---------- RECORDS TO PROCESS
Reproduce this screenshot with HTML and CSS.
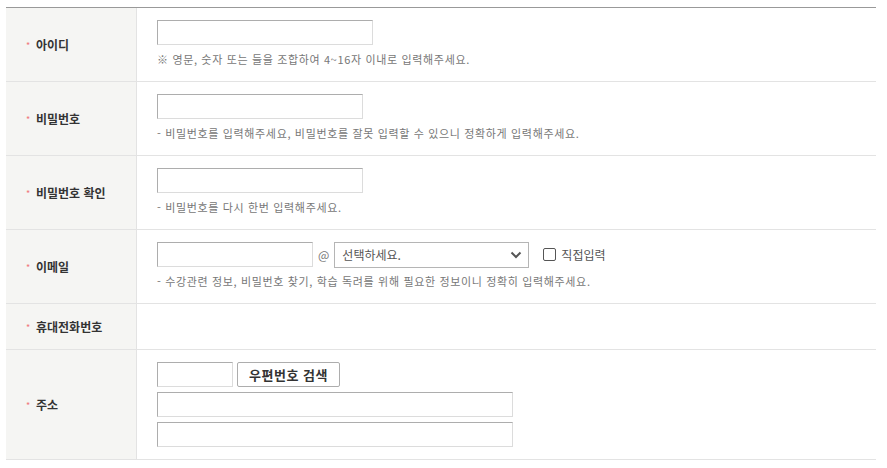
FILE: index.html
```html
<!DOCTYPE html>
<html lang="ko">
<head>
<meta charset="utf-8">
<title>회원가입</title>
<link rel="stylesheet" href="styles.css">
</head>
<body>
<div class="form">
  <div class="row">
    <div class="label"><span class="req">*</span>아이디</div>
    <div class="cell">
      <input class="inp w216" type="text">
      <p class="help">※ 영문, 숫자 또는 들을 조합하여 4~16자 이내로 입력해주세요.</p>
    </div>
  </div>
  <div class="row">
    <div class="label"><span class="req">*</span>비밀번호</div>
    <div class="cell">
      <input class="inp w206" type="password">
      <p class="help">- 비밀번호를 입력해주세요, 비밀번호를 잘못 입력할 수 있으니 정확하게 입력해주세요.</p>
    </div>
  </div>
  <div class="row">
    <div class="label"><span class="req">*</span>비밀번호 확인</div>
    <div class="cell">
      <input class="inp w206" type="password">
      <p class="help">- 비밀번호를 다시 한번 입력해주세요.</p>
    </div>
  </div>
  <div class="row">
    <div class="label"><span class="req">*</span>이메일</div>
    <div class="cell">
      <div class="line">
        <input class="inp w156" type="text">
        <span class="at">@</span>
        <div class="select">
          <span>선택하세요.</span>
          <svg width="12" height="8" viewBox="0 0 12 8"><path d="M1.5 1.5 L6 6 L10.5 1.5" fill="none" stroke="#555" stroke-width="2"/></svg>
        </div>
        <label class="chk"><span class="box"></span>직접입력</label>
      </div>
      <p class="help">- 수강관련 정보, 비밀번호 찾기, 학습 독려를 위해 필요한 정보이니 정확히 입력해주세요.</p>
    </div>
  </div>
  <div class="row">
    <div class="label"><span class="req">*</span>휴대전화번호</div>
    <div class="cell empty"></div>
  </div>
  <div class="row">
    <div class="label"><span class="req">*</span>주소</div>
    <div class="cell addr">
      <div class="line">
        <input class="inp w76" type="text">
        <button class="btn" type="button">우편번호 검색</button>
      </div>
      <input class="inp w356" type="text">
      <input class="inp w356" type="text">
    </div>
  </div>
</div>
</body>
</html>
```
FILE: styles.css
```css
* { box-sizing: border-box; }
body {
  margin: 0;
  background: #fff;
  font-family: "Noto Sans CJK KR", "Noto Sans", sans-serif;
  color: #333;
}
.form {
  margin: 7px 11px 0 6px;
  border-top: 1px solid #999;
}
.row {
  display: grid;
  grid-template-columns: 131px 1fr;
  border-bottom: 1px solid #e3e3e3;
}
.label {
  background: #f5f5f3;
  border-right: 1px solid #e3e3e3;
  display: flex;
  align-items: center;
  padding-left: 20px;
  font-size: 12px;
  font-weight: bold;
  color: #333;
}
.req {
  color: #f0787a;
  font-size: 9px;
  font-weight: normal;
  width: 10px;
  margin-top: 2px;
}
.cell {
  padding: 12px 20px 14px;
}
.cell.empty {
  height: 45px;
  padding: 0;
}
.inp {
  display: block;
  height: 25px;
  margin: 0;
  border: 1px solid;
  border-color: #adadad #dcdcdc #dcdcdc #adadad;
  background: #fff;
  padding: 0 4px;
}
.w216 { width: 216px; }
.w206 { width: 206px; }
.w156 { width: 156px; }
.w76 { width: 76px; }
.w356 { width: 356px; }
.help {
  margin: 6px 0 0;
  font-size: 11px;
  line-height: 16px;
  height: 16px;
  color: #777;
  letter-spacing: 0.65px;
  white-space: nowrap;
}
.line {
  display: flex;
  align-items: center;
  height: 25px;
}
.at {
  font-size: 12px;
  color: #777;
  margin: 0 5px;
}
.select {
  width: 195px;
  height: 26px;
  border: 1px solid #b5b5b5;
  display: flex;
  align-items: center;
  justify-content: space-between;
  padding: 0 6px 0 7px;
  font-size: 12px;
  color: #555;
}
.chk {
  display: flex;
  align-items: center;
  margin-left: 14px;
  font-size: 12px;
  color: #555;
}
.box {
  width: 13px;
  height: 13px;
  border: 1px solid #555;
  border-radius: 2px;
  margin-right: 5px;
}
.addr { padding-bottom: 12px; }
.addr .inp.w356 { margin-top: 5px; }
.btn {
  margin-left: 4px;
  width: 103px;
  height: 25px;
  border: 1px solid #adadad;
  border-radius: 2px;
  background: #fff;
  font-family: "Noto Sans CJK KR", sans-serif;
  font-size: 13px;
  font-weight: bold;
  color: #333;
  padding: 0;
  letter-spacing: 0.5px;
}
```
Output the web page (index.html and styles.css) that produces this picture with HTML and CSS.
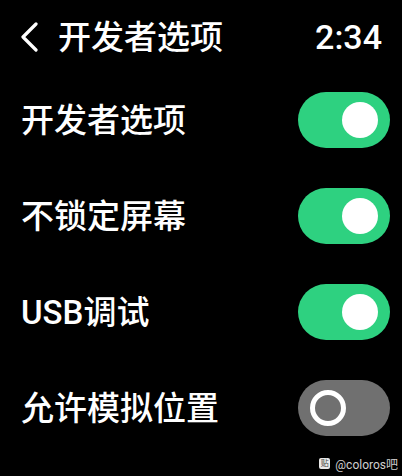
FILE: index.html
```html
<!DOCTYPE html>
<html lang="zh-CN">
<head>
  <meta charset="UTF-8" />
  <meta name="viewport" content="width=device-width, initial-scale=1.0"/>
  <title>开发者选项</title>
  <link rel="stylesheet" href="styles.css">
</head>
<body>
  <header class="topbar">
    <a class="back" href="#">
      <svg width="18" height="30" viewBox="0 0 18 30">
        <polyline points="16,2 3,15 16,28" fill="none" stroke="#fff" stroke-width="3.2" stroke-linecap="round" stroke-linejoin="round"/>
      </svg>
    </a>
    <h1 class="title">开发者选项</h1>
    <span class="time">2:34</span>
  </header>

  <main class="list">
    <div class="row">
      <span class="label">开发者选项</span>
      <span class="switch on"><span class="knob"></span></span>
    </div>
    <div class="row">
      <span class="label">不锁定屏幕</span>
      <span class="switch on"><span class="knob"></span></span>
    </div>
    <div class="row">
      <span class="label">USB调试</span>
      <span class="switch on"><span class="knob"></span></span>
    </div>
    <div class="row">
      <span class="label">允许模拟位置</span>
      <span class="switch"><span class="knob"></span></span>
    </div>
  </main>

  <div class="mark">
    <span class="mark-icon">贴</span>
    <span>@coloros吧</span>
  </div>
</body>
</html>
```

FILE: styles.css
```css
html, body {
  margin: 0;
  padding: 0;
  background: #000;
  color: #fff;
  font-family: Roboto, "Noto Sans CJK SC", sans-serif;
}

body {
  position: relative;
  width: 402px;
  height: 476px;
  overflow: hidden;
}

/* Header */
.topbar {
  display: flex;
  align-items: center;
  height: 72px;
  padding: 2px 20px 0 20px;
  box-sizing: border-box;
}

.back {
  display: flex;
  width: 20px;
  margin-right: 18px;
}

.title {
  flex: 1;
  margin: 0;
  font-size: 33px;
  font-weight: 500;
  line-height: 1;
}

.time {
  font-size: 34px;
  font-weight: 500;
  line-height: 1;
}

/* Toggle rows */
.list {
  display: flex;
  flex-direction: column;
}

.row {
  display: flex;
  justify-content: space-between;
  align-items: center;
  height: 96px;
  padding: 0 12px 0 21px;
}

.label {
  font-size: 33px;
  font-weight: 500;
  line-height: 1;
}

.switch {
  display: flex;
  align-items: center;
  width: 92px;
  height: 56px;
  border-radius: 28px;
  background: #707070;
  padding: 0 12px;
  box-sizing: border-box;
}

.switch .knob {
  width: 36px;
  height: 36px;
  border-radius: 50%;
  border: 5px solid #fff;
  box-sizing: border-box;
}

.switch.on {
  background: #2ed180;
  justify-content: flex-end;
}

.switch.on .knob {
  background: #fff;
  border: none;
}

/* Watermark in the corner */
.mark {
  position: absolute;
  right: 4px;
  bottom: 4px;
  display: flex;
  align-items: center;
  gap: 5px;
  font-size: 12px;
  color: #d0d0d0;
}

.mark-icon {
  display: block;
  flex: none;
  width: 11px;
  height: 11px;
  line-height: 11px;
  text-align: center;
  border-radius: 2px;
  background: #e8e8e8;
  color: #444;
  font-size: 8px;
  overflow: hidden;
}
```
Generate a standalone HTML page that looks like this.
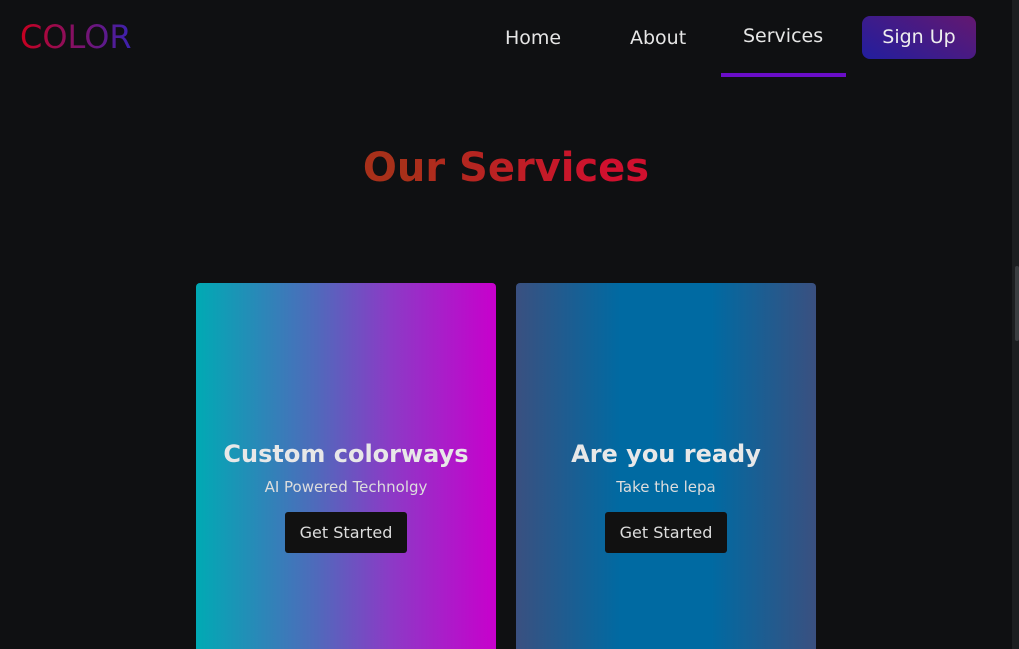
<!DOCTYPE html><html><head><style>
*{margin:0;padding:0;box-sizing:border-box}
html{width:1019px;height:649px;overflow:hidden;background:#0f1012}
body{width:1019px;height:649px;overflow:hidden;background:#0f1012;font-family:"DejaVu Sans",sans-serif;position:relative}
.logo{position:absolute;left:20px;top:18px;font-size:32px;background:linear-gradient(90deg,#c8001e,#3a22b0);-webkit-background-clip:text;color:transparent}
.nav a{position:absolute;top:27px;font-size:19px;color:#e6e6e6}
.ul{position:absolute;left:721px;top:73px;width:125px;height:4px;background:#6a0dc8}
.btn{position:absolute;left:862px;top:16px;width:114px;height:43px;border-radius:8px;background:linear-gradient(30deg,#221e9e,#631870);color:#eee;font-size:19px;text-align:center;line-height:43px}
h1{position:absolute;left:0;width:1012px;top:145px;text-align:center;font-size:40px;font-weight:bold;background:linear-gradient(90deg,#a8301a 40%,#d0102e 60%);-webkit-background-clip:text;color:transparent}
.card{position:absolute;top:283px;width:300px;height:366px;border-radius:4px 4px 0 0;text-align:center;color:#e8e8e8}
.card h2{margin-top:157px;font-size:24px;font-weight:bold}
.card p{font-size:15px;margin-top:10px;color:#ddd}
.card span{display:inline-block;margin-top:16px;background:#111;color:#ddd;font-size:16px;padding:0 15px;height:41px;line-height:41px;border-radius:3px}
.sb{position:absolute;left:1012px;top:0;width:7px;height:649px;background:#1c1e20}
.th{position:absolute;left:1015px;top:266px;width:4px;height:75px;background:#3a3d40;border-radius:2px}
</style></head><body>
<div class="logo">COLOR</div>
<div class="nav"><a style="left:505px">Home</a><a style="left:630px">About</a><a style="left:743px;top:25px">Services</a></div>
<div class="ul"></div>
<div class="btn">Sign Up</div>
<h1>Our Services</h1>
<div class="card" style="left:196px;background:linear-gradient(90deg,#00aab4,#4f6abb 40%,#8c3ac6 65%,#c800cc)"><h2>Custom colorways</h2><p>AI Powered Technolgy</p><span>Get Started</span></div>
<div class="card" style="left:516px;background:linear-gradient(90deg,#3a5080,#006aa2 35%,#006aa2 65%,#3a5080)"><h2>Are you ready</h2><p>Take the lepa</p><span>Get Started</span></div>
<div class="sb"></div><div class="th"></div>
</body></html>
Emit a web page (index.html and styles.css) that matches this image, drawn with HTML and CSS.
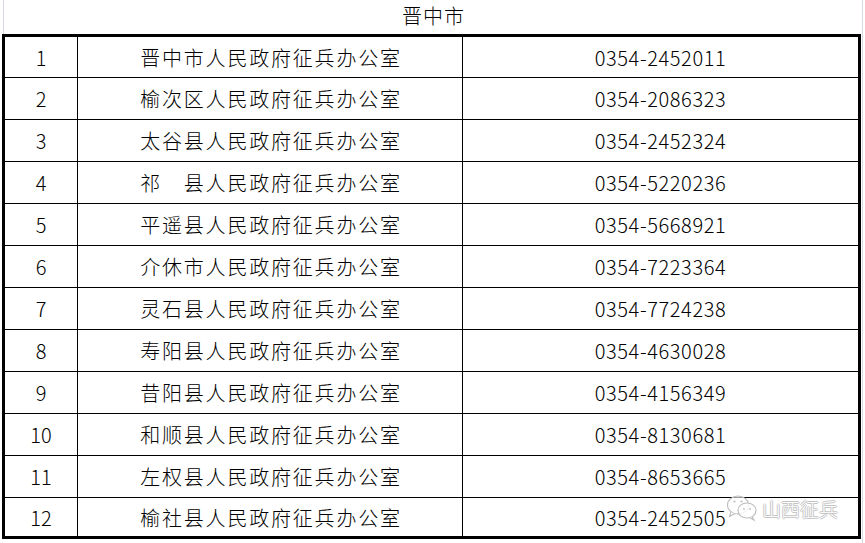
--------------------
_REQUIRED TASK:_ Tell how many lines hold the string "page", giving the number and nothing else.

_EXPECTED ANSWER:_ 3